Within Europe this requirement has long been recognised. In the early eighties Heads of some national research funding organisations initiated a project named IDEAS to investigate linking databases of research information. The follow on project EXIRPTS 1987-1989 extended this - based on the G7 countries - to include USA and Japan. Both projects successfully demonstrated: (a) resolution of schema differences between heterogeneous distributed databases (b) translation and distribution of queries as subqueries to the different target systems (c) integration of the results of the distributed subqueries and presentation back to the queryer. The technology utilised a specially-developed protocol, run over email and file transfer. It should be noted that this was well before the emergence of WWW (World Wide Web).
It is from this work that CERIF emerged, first as a simple standard not unlike a library catalogue card or the present DC (Dublin Core Metadata Standard) and was intended as a data exchange format. It was based on records describing projects, with persons and organisational units as attributes. However, it was soon realised that in practice this CERIF91 standard was inadequate: it was too rigid in format, did not handle repeating groups of information, was not multilingual / multi character set and did not represent in a sufficiently rich way the universe of interest. A new group of experts was convened and CERIF2000 was generated.
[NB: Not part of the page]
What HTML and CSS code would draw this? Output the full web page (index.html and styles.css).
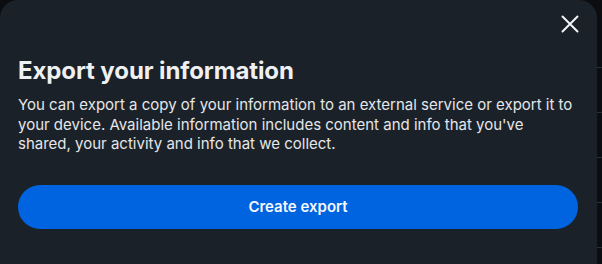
FILE: index.html
```html
<!DOCTYPE html>
<html lang="en">
<head>
<meta charset="utf-8">
<title>Export your information</title>
<link rel="stylesheet" href="styles.css">
</head>
<body>
<div class="page">
  <div class="dialog">
    <div class="dialog-head">
      <button class="close" aria-label="Close">
        <svg width="18" height="18" viewBox="0 0 18 18"><path d="M1.5 1.5 L16.5 16.5 M16.5 1.5 L1.5 16.5" stroke="#f2f4f6" stroke-width="2" stroke-linecap="round"/></svg>
      </button>
    </div>
    <h1 class="title">Export your information</h1>
    <p class="desc">You can export a copy of your information to an external service or export it to your device. Available information includes content and info that you've shared, your activity and info that we collect.</p>
    <button class="primary">Create export</button>
  </div>
  <div class="backdrop-edge">
    <span class="rule"></span>
    <span class="rule"></span>
    <span class="rule"></span>
    <span class="rule"></span>
    <span class="rule"></span>
  </div>
</div>
</body>
</html>
```

FILE: styles.css
```css
* { box-sizing: border-box; }
html, body {
  margin: 0;
  padding: 0;
  background: #0b0d10;
  height: 100%;
  overflow: hidden;
}
.page {
  display: flex;
  height: 264px;
  width: 602px;
  overflow: hidden;
}
.dialog {
  width: 597px;
  flex: none;
  height: 264px;
  background: #1b2128;
  border-radius: 18px 18px 0 0;
  padding: 10px 19px 0 18px;
  font-family: Inter, "Noto Sans", sans-serif;
  color: #e8eaed;
}
.dialog-head {
  display: flex;
  justify-content: flex-end;
  height: 30px;
}
.close {
  width: 30px;
  height: 30px;
  margin-right: -7px;
  margin-top: -1px;
  padding: 0;
  border: 0;
  background: transparent;
  display: flex;
  align-items: center;
  justify-content: center;
}
.title {
  margin: 16px 0 0 0;
  font-size: 24px;
  line-height: 30px;
  font-weight: 700;
  letter-spacing: -0.1px;
  color: #eef0f2;
}
.desc {
  margin: 9px 0 0 0;
  font-size: 15px;
  line-height: 19.5px;
  font-weight: 400;
  color: #e4e6e9;
}
.primary {
  display: block;
  width: 560px;
  height: 44px;
  margin-top: 31px;
  border: 0;
  border-radius: 22px;
  background: #0064e0;
  color: #f5f8ff;
  font-family: Inter, "Noto Sans", sans-serif;
  font-size: 15px;
  font-weight: 600;
}
.backdrop-edge {
  flex: 1;
  display: flex;
  flex-direction: column;
  padding-top: 67px;
  gap: 44px;
}
.rule {
  display: block;
  height: 1px;
  background: #2b2f34;
}
```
Its essential features are: (a) it has the concept of objects or entities with attributes such as project, person, organisational unit; (b) it supports n:m relationships between them (and recursively on any of them) using 'linking relations' thus providing rich semantics including roles and time; (c) it is fully internationalised in language and character set; (d) it is extensible without prejudicing the core datamodel thus providing guaranteed interoperability at least at the core level but not precluding even richer intercommunication. It is designed for use both for data exchange (data file transfer) and for heterogeneous distributed query / result environments. With CERIF2004, minor improvements in consistency have been released. With CERIF2006 substantial improvements have been implemented with the model, concerning in particular the introduction of a so-called Semantic Layer, that makes the model flexible and scalable for application in very heterogeneous environments.